Any help is appreciated.

Thank you.

Answer 1

The trick mainly consists of parameterizing the curve $C$ in some parameter $t \in [0,1]$ and then you integrate $$ \int_C f(x,y,z) = \int_0^1 f(x(t), y(t), z(t)) \sqrt{|x'(t)|^2 + |y'(t)|^2 + |z'(t)|^2}dt. $$

Let's do the first one together. The parameterization is obvious $x=y=z=t$ with $t \in [0,1]$, so $dx=dy=dz=dt$ and the integral becomes $$ \int_C(ydx + xdy + dz) = \int_0^1 (tdt + tdt + dt) = \int_0^1 (2t+1)dt = \left. t^2 + t \right|_0^1 = 2. $$ Please do the second one yourself.

Answer 2

You have to make a substitution with the parameter. I'll denote paths under the generic name $\gamma$.

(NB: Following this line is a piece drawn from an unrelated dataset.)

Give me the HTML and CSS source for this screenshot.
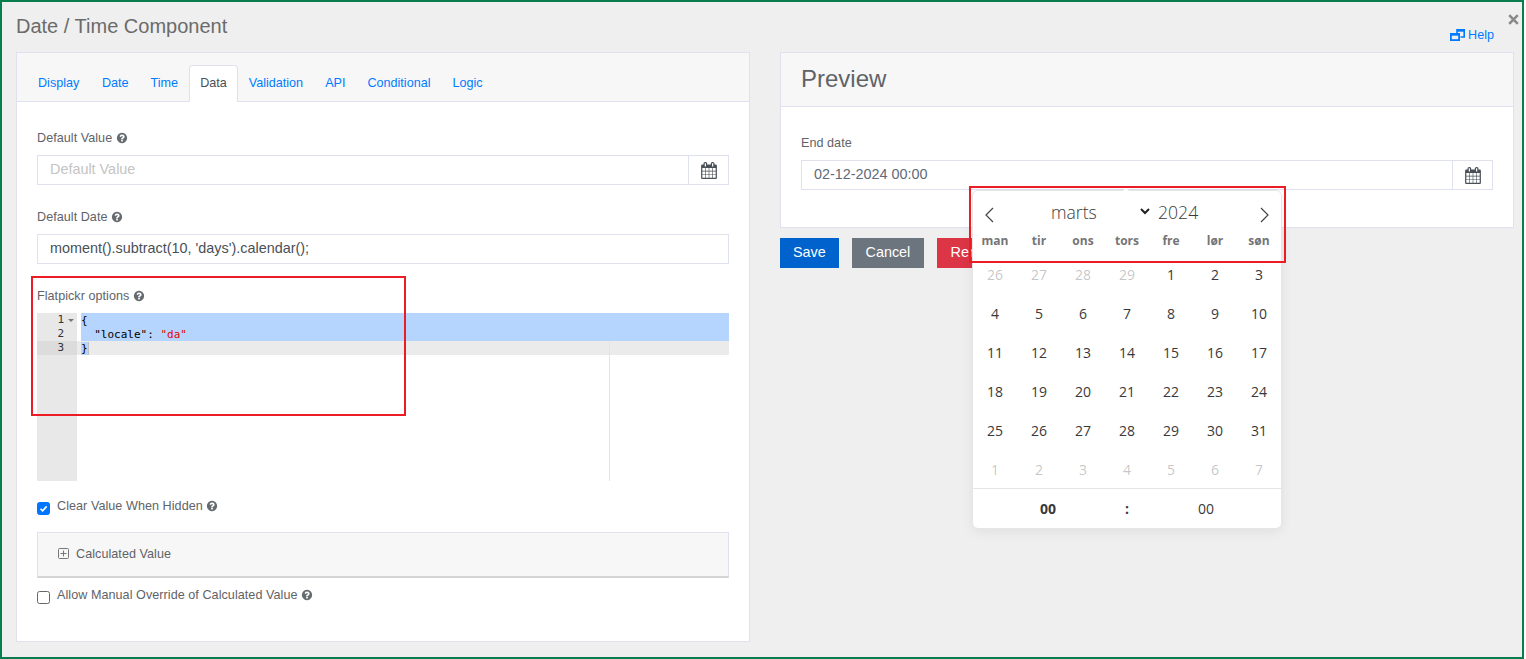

For the first integral, the parametrisation of the straight line is clearly $\;\begin{cases}x=t\\y=t\\z=t\end{cases}\enspace(0\le t\le 1)$, so $\;\mathrm d\mkern1mux=\mathrm d\mkern1mut=\mathrm d\mkern1muy=\mathrm d\mkern1muz $, and $$\int_\gamma(y\,\mathrm d\mkern1mu x+x\,\mathrm d\mkern1mu y+\mathrm d\mkern1muz)= \int_0^1(t\,\mathrm d\mkern1mu t+t\,\mathrm d\mkern1mu t+\mathrm d\mkern1mu t)=\int_0^1(2t+1)\,\mathrm d\mkern1mu t= t^2+t\,\bigg\vert_0^1=2.$$

Answer 3

The path $C$ is parametrized as $\mathbf r(t) = t\mathbf x + t\mathbf y + t\mathbf z$ for $t\in[0,1]$. Then you use the line integral formula

$$\int_{C} \mathbf f\cdot d\mathbf r = \int_{t_0}^{t_1} \mathbf f(\mathbf r)\cdot \mathbf r'(t)\ dt$$

In this case $\mathbf f(\mathbf r)\cdot \mathbf r'(t) = (t\mathbf x + t\mathbf y + 1\mathbf z)\cdot(1\mathbf x + 1\mathbf y + 1\mathbf z) = 2t+1$.

Thus your line integral reduces to the Riemann integral

$$\int_0^1 [2t+1]\ dt$$

which is pretty easy to evaluate.